Pre-production is everything that happens before the camera starts rolling. This is the planning stage, and it is where the quality of your video is largely determined. A well-prepared production is faster, cheaper, and produces better results than an under-prepared one - regardless of how talented the crew is.

Brief and kick-off

The process starts with a briefing call or document where you and the production company agree on what the video needs to achieve, who it is for, where it will live, what the key messages are, and what the approximate format and length will be. This should be written down and agreed before any creative work begins.

Script and storyboard

For scripted videos (brand stories, demos, explainers), the production company or you write the script. This goes through a round of review and approval before the shoot. For unscripted content (interviews, events, documentary-style), a shot list replaces the script - a document listing every scene, angle, and moment the crew needs to capture.

Location scout

The director or producer visits the location (or reviews detailed photos) to identify where cameras will be positioned, how lighting will work, whether there are audio challenges to address, and what the background will look like on camera. This is not optional for professional productions - surprises on shoot day are expensive.

Casting and talent

If your video needs on-screen talent beyond your own team - actors, presenters, voiceover artists - they are sourced, auditioned, and booked during pre-production. If your own team will appear on camera, they should be briefed and prepared before the shoot day.

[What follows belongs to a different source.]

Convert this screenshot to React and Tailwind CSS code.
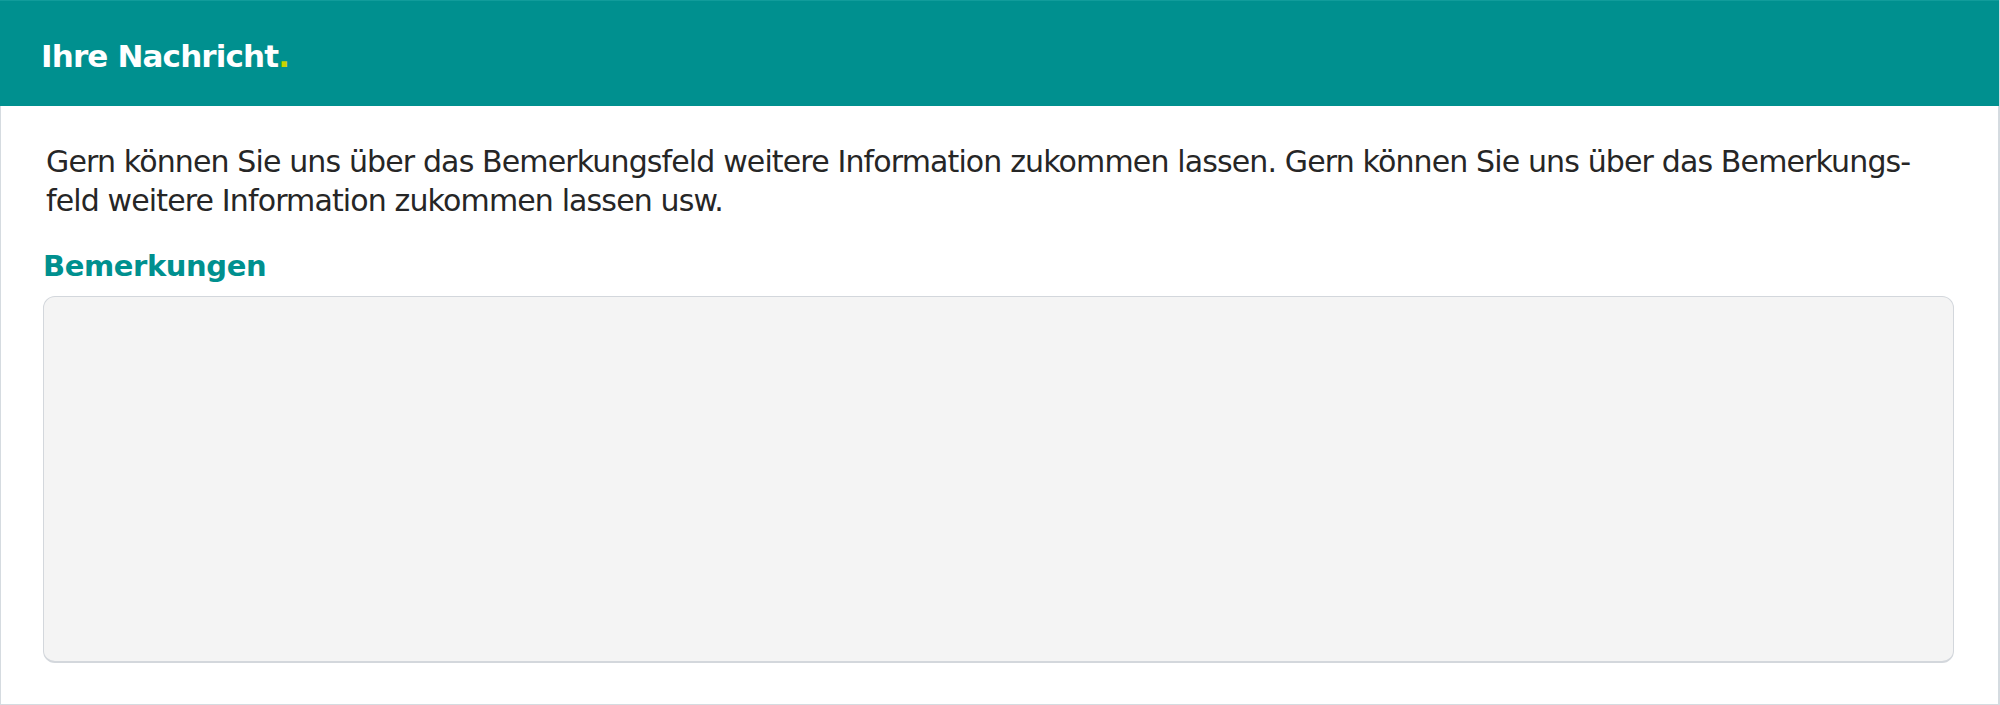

What the client does in pre-production

Approve the brief, review and approve the script or shot list, confirm locations and access arrangements, confirm talent, confirm wardrobe guidelines, and be available to answer questions as they come up. Delays in client approvals during pre-production are the most common cause of shoot days being pushed back.

Stage 2: Production (the shoot)

The shoot is the day (or days) when the footage is captured. For most corporate videos, this is one to two days. For larger brand films or event coverage, it may be longer.

What a typical shoot day looks like

The crew arrives before the first shot to set up lighting, position cameras, and test audio. The actual shooting begins once setup is complete. For interview-based content, the interview is usually the first major session. For action or demonstration content, scenes are shot in an order that minimises setup changes between shots. At the end of the day, the crew does a full review to confirm all planned shots are captured before packing down.

How long shoots take for different video types

What can go wrong and how to prevent it

The most common problems: talent arriving late or unprepared (prevent by briefing clearly in advance), location looking different from the scout (prevent by doing the scout properly), last-minute scope additions (prevent by finalising the brief before the shoot), and audio problems from environmental noise (prevent by checking the location for sound issues during the scout).

Stage 3: Post-production

Post-production is where the footage becomes a video. This stage typically takes two to four times longer than the shoot itself for a polished result.

Rough cut

The editor assembles the best footage in the agreed structure - the story or sequence from the brief. This first cut is usually 20 to 40% longer than the final video and has no colour grade, no music, and no graphics. Its purpose is to establish the structure and confirm the story makes sense. This is what the client reviews first.

Feedback and revision

Client feedback on the rough cut shapes the next version. Good feedback at this stage is specific: "the section about the product starts at 0:45 and we would like it to come earlier" is useful. "It feels a bit slow" is harder to act on without more specifics. The more specific your feedback, the faster revisions go.

Colour grade and sound mix

Once the structure is approved, the editor colour grades the footage (adjusting look, warmth, contrast, and consistency between clips), mixes the audio (balancing dialogue, music, and sound effects), and adds any motion graphics or text overlays. The result is a polished, near-final version for a second round of review.

Final delivery

After the last round of feedback and any final adjustments, the video is exported in the agreed formats and delivered. Standard deliveries include an H.264 MP4 for web use, sometimes an MOV for broadcast, and any additional format variants (vertical, square, or shorter cuts) that were included in the scope.

Timeline expectations

These are general guidelines - specific timelines vary by project complexity and company workload:

Rush turnarounds are possible at additional cost and with reduced revision cycles. If you have a fixed deadline, state it at the beginning of the project so the production company can plan accordingly.

What revisions actually means

A revision round means: you watch the current cut, write down your feedback, send it, and the editor makes the changes. Each round of feedback-and-changes is one revision round. Most professional productions include one to two revision rounds in the standard scope.

A revision is a change to what is already in the video. Structural changes (removing major sections, adding new content that was not shot, completely reordering the narrative) are usually considered scope changes that may carry additional cost. Agree on what counts as a revision versus a scope change before production begins.

The most expensive revision

Asking for new footage to be shot after the shoot is complete. This is a reshoot, not a revision. It requires scheduling the crew, the location, and the talent again - which can cost as much as the original shoot. The way to prevent this is a thorough pre-production brief that ensures every shot you need is captured the first time.

What you receive at delivery

At minimum, you should receive: the finished video in the agreed format, sized for the agreed platforms. Depending on what was in your scope, you may also receive a vertical cut, a square cut, frame exports as still images, a transcript of any voiceover or dialogue, and in some cases, the raw footage files.

If you want anything beyond the finished video - particularly raw footage for future repurposing - include it in the brief before production starts. Adding it after the fact is possible but usually involves a separate negotiation.